(Problem requirements)
Which lines hold the string "with"? Copy every one of them.

(Records)
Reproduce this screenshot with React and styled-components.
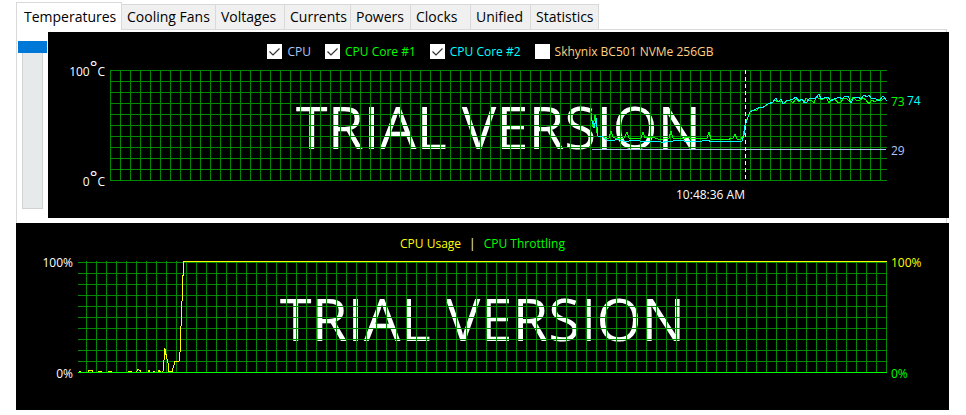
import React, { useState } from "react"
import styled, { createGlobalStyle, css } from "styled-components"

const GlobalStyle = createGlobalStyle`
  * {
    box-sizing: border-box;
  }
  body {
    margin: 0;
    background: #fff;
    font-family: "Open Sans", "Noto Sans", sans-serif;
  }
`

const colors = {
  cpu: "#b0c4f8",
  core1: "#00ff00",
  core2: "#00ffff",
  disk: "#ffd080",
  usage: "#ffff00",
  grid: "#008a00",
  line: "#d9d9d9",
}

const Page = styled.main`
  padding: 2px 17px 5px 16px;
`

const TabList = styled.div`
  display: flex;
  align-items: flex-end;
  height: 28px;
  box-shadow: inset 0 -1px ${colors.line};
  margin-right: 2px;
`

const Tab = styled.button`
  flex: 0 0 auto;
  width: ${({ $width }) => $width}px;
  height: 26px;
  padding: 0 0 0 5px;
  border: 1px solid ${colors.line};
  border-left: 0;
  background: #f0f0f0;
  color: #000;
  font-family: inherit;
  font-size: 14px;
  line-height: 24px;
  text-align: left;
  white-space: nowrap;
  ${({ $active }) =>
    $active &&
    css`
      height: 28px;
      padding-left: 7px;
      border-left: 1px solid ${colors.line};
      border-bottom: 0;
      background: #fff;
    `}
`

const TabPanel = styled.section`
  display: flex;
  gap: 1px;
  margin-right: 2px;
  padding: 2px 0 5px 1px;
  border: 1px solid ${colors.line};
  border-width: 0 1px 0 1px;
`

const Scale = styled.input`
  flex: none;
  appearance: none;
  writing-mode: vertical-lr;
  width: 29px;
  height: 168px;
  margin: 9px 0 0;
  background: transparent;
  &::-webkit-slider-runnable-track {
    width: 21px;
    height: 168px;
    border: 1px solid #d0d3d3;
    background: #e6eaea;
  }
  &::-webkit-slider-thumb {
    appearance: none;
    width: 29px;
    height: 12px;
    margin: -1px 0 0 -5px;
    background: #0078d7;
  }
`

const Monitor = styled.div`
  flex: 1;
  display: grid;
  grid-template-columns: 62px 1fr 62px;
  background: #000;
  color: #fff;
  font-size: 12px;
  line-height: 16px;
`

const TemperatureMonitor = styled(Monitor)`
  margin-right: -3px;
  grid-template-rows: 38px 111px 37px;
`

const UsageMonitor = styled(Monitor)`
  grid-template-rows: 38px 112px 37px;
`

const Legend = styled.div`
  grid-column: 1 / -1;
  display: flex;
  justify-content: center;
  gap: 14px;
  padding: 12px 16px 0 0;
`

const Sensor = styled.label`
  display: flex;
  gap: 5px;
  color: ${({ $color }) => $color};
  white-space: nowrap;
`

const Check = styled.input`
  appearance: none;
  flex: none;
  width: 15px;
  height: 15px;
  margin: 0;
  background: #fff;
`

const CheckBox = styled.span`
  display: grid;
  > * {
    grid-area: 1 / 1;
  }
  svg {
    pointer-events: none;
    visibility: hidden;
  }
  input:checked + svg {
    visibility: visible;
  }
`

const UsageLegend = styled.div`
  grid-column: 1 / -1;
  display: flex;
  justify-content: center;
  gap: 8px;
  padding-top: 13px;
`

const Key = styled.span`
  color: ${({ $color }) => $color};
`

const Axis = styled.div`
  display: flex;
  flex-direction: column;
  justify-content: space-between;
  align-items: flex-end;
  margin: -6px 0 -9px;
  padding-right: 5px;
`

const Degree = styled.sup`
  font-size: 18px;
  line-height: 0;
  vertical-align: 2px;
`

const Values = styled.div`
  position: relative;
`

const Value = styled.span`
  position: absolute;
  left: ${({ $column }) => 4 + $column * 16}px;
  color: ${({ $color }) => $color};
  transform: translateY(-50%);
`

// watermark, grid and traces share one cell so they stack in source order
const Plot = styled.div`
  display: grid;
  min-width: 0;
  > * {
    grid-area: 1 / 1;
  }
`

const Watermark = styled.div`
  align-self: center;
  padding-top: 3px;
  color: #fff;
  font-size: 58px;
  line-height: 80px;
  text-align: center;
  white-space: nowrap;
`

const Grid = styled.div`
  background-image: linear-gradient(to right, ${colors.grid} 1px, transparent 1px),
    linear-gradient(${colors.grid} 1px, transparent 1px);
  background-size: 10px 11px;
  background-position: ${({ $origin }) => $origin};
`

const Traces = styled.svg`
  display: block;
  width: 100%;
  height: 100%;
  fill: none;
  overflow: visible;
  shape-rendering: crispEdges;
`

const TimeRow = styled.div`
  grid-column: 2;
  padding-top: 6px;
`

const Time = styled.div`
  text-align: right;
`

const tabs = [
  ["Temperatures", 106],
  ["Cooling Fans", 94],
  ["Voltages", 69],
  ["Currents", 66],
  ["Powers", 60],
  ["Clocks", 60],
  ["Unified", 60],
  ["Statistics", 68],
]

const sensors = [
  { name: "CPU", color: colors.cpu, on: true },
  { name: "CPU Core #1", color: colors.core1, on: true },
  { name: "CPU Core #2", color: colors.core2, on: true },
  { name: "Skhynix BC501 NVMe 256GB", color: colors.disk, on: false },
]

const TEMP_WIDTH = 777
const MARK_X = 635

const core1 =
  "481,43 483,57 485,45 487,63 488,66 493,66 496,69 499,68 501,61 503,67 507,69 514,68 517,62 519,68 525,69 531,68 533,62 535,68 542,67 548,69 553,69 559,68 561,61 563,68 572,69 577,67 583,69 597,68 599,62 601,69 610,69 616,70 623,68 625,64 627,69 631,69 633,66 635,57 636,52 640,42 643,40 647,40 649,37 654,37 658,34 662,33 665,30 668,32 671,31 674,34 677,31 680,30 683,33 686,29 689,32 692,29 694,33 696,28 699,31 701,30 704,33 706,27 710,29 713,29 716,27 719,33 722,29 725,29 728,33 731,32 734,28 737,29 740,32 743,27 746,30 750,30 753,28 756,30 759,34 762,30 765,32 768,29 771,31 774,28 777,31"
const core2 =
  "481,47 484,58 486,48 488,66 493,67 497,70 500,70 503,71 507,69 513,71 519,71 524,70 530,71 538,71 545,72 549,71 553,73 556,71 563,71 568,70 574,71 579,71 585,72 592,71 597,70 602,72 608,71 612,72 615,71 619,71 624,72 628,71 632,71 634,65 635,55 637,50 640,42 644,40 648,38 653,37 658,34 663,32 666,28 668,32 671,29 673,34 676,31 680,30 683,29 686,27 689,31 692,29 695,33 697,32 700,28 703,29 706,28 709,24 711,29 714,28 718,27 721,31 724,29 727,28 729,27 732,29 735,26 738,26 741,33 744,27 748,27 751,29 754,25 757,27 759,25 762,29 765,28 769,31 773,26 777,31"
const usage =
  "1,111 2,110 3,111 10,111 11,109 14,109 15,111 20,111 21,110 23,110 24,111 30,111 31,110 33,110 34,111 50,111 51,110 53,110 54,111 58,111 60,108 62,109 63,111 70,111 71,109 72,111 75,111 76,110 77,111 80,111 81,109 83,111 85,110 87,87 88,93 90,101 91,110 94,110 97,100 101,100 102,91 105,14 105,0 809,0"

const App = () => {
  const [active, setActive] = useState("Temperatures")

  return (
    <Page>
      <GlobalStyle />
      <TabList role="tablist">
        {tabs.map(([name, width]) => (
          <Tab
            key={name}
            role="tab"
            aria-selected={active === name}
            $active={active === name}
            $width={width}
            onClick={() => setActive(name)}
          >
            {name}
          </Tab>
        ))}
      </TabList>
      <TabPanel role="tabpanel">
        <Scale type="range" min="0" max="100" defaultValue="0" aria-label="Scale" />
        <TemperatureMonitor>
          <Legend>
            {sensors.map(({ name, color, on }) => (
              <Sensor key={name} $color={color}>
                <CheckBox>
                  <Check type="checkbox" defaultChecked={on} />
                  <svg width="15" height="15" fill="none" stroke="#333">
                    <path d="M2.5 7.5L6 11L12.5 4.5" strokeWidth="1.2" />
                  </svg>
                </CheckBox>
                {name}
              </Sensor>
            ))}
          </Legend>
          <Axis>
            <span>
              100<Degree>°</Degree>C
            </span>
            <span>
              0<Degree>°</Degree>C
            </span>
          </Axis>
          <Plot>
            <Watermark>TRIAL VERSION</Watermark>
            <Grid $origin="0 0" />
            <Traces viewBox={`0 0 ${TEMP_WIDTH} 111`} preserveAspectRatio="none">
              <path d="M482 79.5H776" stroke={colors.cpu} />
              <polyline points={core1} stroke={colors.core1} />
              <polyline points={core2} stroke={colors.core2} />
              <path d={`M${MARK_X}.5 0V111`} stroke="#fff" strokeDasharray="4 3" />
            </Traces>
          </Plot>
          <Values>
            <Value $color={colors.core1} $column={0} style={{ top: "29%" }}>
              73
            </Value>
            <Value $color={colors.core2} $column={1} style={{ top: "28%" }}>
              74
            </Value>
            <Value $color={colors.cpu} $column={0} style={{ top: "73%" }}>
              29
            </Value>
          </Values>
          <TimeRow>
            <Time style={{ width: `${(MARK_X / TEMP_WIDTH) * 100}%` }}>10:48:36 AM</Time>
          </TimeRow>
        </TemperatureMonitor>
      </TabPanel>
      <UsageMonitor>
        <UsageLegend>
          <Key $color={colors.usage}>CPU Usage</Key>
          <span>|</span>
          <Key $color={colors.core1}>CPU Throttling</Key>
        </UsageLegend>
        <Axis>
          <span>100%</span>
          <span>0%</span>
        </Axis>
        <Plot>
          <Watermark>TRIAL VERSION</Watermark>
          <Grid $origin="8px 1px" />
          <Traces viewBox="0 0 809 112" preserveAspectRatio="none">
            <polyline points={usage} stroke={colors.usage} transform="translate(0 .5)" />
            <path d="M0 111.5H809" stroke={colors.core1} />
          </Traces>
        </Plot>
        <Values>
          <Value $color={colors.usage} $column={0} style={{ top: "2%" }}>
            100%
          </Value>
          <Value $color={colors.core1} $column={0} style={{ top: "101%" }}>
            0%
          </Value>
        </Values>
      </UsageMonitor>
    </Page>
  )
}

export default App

--

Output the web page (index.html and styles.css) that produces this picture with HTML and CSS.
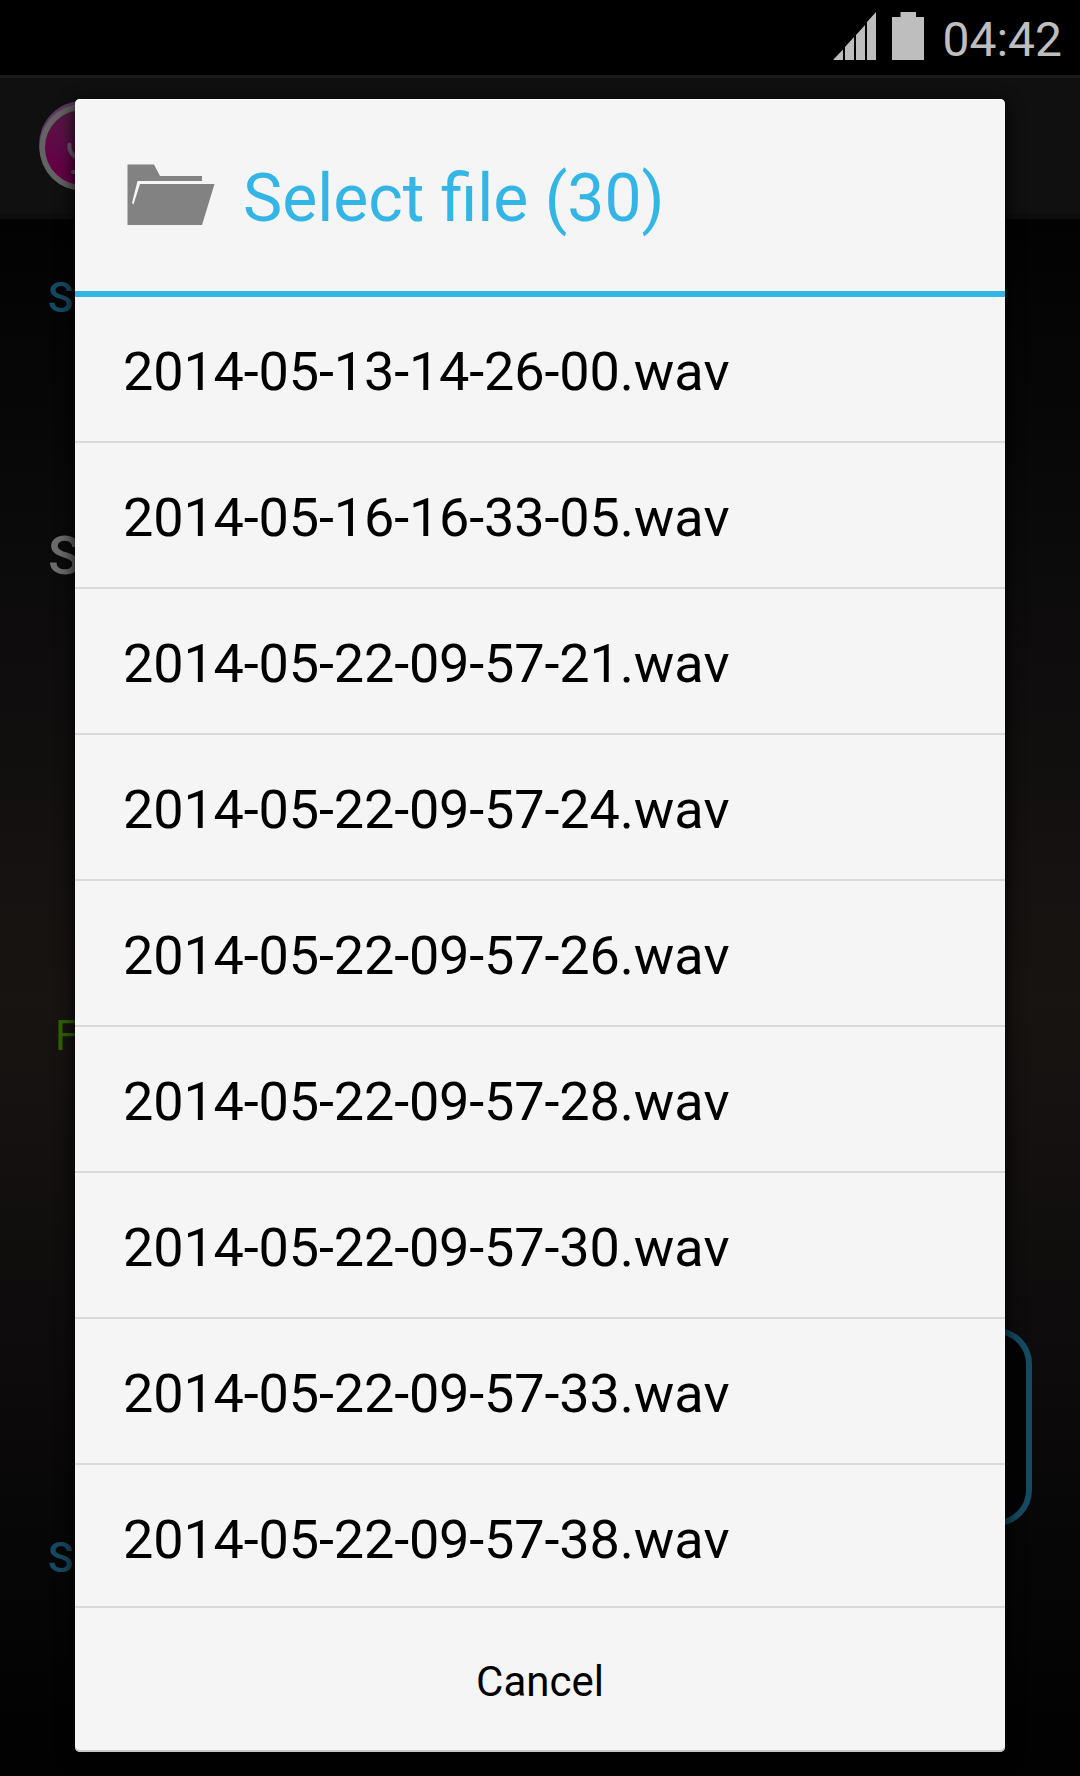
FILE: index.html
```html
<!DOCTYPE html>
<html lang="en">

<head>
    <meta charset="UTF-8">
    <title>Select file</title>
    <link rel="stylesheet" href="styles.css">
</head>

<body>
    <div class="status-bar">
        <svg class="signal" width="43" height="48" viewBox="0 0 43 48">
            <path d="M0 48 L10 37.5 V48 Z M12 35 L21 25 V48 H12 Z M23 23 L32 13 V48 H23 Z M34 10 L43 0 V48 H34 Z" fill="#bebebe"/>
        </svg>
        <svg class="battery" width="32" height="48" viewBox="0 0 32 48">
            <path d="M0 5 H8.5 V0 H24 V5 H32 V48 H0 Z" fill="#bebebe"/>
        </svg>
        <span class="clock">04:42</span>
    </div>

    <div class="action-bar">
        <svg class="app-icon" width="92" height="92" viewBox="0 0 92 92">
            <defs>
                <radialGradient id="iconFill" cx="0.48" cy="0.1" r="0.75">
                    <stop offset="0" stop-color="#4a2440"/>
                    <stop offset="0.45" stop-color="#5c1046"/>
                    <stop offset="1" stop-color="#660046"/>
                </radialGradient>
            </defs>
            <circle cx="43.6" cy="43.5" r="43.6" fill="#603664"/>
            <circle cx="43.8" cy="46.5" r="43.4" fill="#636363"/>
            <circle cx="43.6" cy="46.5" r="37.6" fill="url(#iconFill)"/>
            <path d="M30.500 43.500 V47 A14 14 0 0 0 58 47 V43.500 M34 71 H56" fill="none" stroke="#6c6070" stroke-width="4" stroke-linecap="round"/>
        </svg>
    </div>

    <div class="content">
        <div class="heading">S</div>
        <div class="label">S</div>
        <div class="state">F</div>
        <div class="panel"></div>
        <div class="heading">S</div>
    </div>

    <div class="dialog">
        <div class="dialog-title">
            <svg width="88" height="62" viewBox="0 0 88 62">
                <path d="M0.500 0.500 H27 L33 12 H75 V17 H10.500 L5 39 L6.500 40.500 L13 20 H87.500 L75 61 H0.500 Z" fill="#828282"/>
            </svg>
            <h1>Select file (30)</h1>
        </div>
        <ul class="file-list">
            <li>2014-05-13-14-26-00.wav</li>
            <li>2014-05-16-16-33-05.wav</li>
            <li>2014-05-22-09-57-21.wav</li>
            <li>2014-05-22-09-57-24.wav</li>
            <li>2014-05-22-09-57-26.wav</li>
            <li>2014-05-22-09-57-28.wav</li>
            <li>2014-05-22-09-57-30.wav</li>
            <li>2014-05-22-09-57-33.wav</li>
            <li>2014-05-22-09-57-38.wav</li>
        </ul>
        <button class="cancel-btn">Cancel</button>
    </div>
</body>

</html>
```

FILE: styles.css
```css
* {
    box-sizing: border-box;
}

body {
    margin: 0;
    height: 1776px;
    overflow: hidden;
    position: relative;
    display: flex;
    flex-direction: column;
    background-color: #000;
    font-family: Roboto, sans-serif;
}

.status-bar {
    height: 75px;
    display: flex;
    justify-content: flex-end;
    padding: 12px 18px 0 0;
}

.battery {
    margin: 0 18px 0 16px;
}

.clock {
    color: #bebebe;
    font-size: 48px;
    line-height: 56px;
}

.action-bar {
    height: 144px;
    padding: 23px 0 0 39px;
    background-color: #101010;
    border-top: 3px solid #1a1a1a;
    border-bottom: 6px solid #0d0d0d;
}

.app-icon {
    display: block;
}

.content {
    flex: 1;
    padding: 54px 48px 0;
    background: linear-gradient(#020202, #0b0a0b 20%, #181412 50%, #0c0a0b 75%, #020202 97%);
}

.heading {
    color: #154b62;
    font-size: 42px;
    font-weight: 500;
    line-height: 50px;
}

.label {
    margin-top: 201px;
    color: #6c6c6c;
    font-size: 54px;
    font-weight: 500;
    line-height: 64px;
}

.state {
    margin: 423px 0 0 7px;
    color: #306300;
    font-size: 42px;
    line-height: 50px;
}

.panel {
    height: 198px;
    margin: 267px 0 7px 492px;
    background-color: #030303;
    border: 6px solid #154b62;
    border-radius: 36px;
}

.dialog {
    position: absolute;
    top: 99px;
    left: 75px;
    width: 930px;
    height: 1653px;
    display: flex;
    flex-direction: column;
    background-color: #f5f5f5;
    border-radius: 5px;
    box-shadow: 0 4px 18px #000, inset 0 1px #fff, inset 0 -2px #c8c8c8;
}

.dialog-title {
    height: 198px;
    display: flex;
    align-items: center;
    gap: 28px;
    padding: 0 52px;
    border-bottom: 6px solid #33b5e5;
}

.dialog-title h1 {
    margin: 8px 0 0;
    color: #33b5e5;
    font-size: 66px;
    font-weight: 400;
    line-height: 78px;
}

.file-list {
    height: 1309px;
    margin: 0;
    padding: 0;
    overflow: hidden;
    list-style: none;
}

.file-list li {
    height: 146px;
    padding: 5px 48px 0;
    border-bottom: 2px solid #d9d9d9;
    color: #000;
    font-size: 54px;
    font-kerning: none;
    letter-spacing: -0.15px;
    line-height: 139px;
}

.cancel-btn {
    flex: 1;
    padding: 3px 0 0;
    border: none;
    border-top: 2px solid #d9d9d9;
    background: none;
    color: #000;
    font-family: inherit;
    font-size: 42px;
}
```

(Final result)
Reproduce this screenshot with React and styled-components.
Output the web page (index.html and styles.css) that produces this picture with HTML and CSS.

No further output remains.